SAE Match computes an optimal bijection $P_{l\to l+1}\in S_F$ between the $F=32\,768$ latent dimensions of layers $l$ and $l+1$, where $S_F$ denotes the symmetric group on $F$ elements. By selecting $P_{l\to l+1}$ to minimise a chosen dissimilarity metric, we obtain a guaranteed optimal alignment that lets us trace each feature’s persistence, splitting, or merging as representations evolve through the network.  



---

## 3.1 Latent Alignment as a Linear Assignment

Let 
- $\mathbf W^{(l)} = [\,\mathbf w_1^{(l)},\dots,\mathbf w_F^{(l)}]^\top\in\mathbb R^{F\times d}$ 
- $\mathbf W^{(l+1)} = [\,\mathbf w_1^{(l+1)},\dots,\mathbf w_F^{(l+1)}]^\top\in\mathbb R^{F\times d}$  
be the decoder‐weight matrices at layers $l$ and $l+1$.  Define a cost matrix $C\in\mathbb R^{F\times F}$ by  
$$
c_{ij} \;=\; d\bigl(\mathbf w_i^{(l)},\,\mathbf w_j^{(l+1)}\bigr),
$$  
where $d(\cdot,\cdot)$ is a chosen dissimilarity (e.g. $1-\cos$ or $\|\cdot\|_2^2$).  Then the alignment is the permutation  
$$
P_{l\to l+1}
= \arg\min_{P\in S_F}\sum_{i=1}^F c_{i,P(i)},
$$  
where $S_F$ is the symmetric group on $F$ elements.  The optimal $P_{l\to l+1}$ gives a globally minimal one‐to‐one mapping between the two latent spaces.  

---

## 3.2 Scalable Exact Matching

To solve the full assignment  
$$\min_{P\in S_F}\sum_{i=1}^F c_{i,P(i)},$$  
without forming an $F\times F$ cost matrix, we combine two steps:

1. **k-NN pruning**  
   - For each latent index $i\in\{1,\dots,F\}$ in layer $l$, compute distances $c_{ij}$ only to its $K=256$ nearest neighbours $j$ in layer $l+1$.  
   - This yields at most $F\cdot K$ candidate edges instead of $F^2$, reducing memory from $\mathcal O(F^2)$ to $\mathcal O(FK)$ and distance computations from $F^2$ to $F K$.

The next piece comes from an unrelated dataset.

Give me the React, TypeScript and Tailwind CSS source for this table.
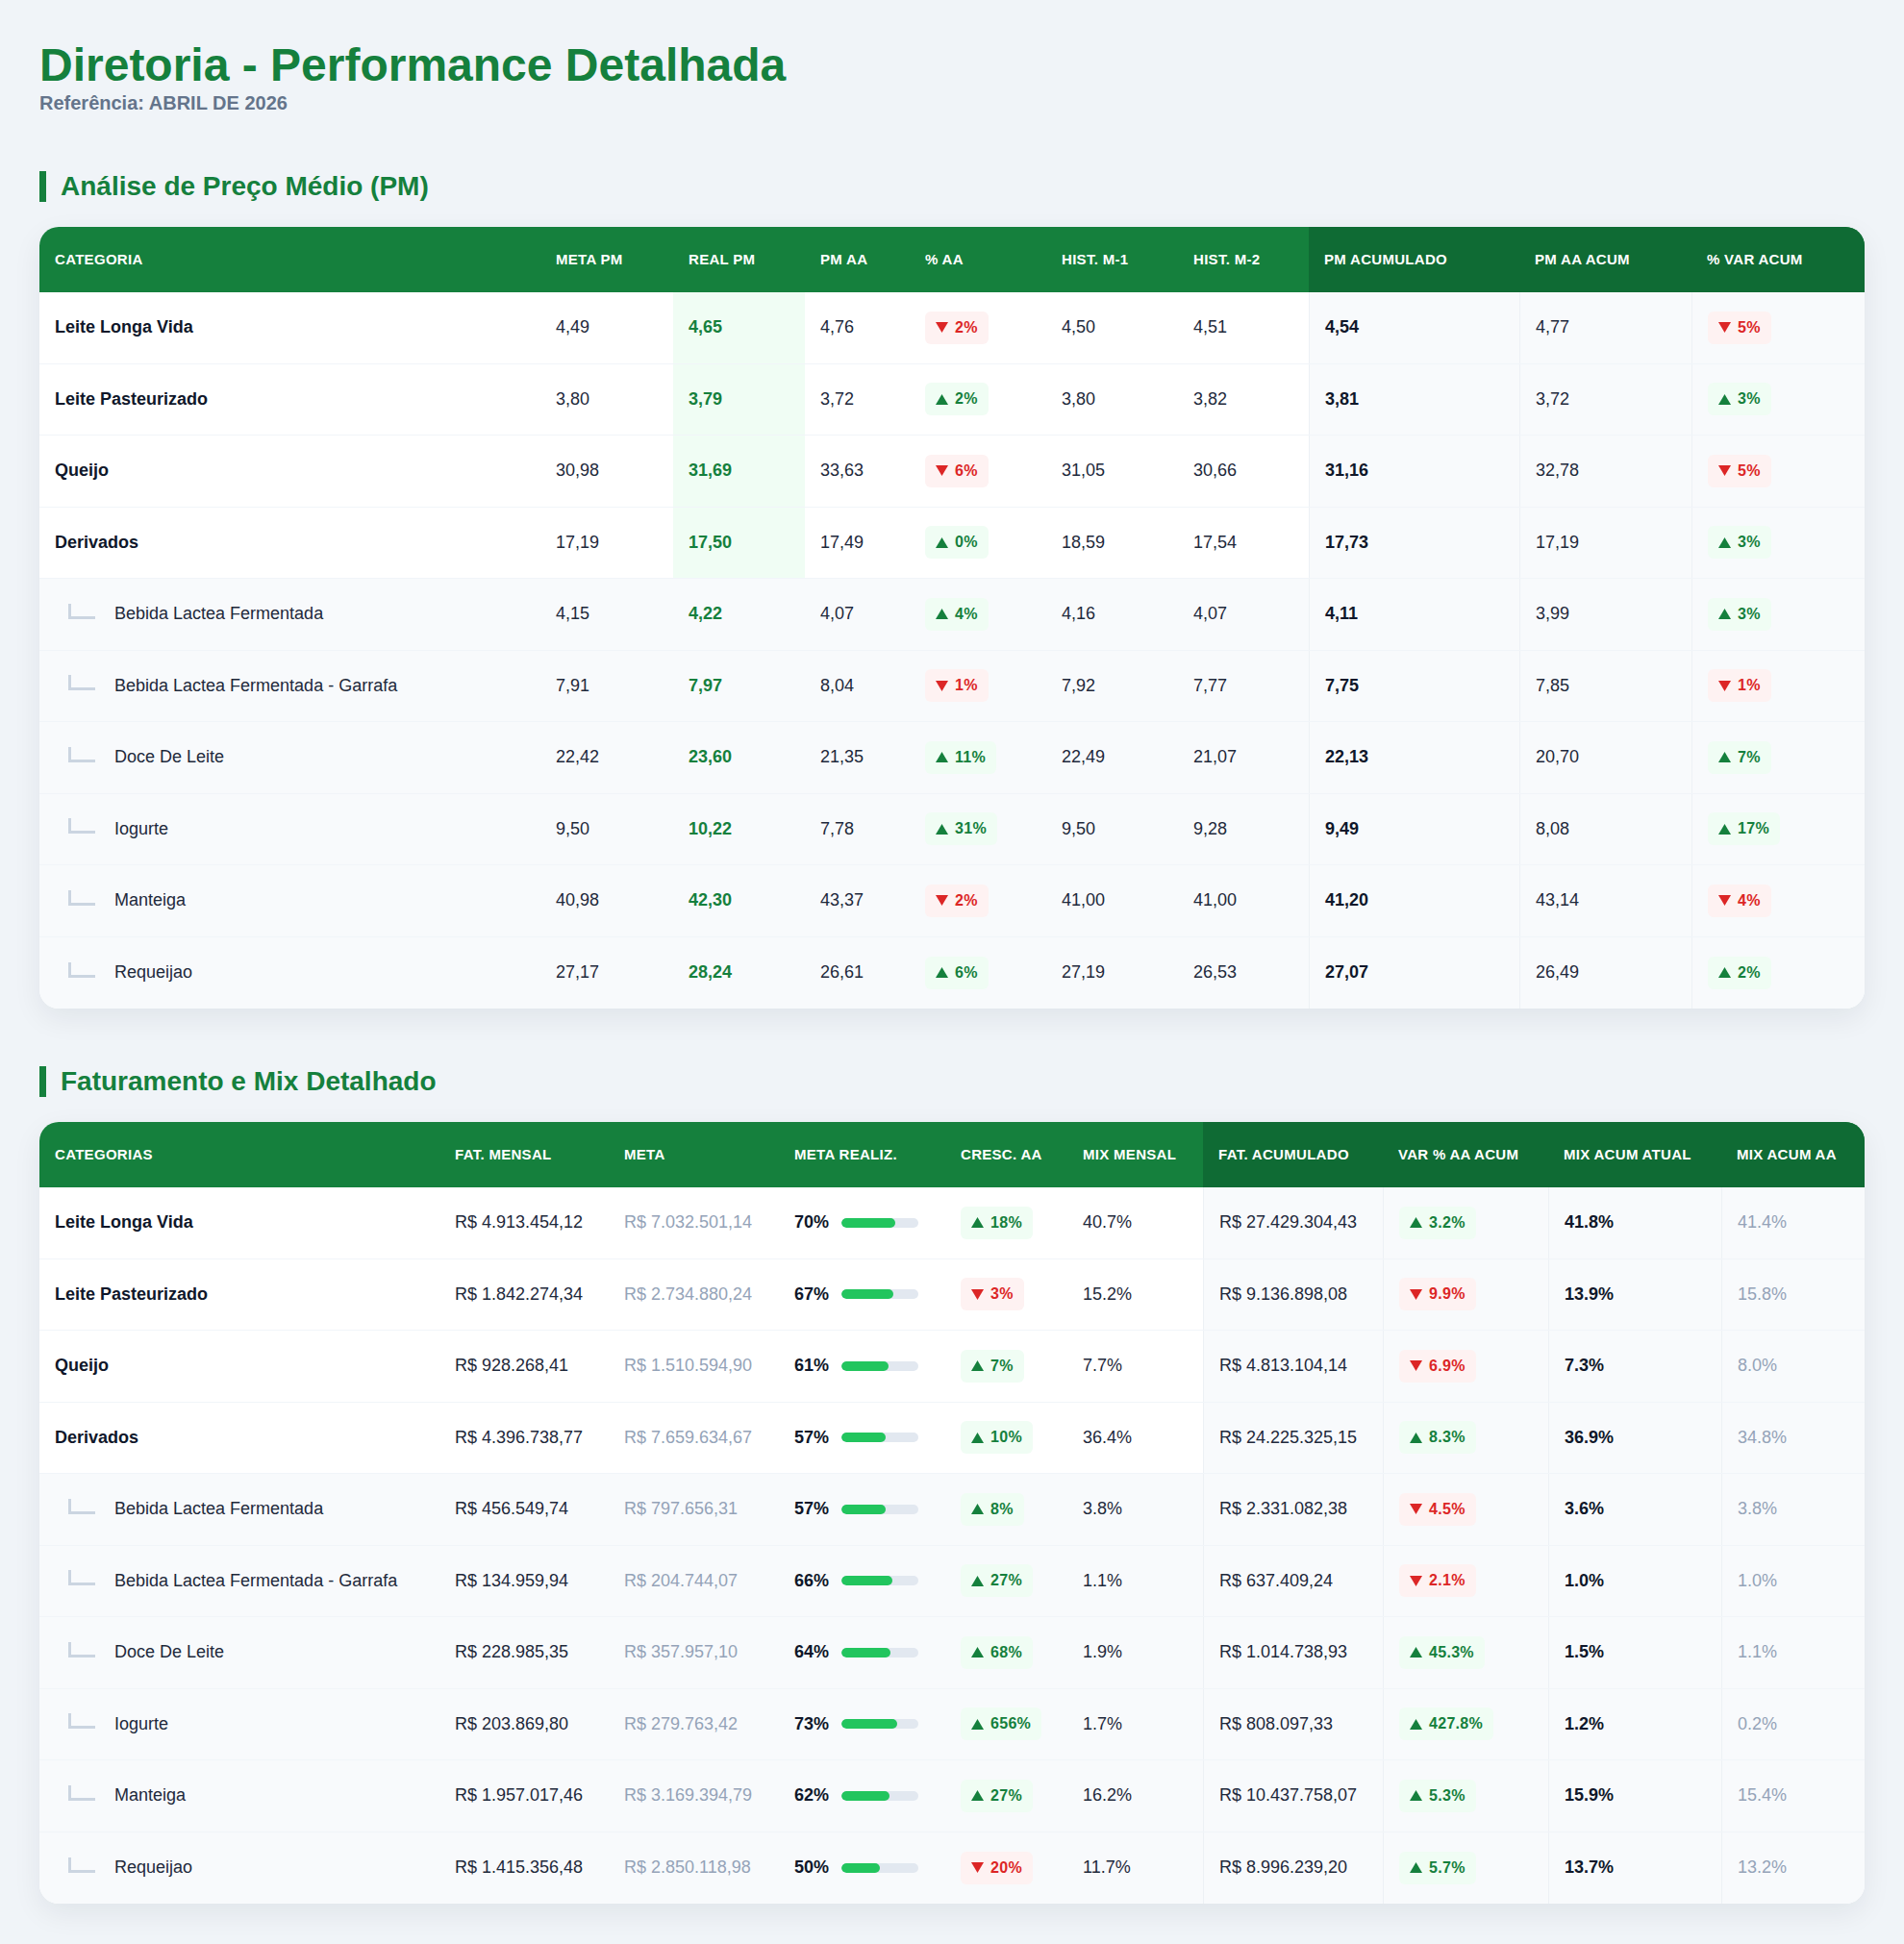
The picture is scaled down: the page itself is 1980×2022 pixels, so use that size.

2. **Minimum‐Cost Flow assignment**  
   - Represent the pruned bipartite graph as a flow network with:  
     - A source connected to each “left” node $i$ with supply = 1.  
     - Each “right” node $j$ connected to the sink with demand = 1.  
     - Arcs $(i\to j)$ for each candidate edge, capacity = 1, cost = $c_{ij}$.  
     - Dummy self-arcs $(i\to i)$ with a large cost to ensure feasibility when true edges are missing.  
   - Run an exact Min-Cost Flow solver (OR-Tools) to send one unit of flow per latent, guaranteeing a perfect permutation.  
   - Overall complexity is dominated by $\mathcal O(FK\log(FK))$ flow operations, allowing each layer‐pair alignment in ~20 min on a modern GPU.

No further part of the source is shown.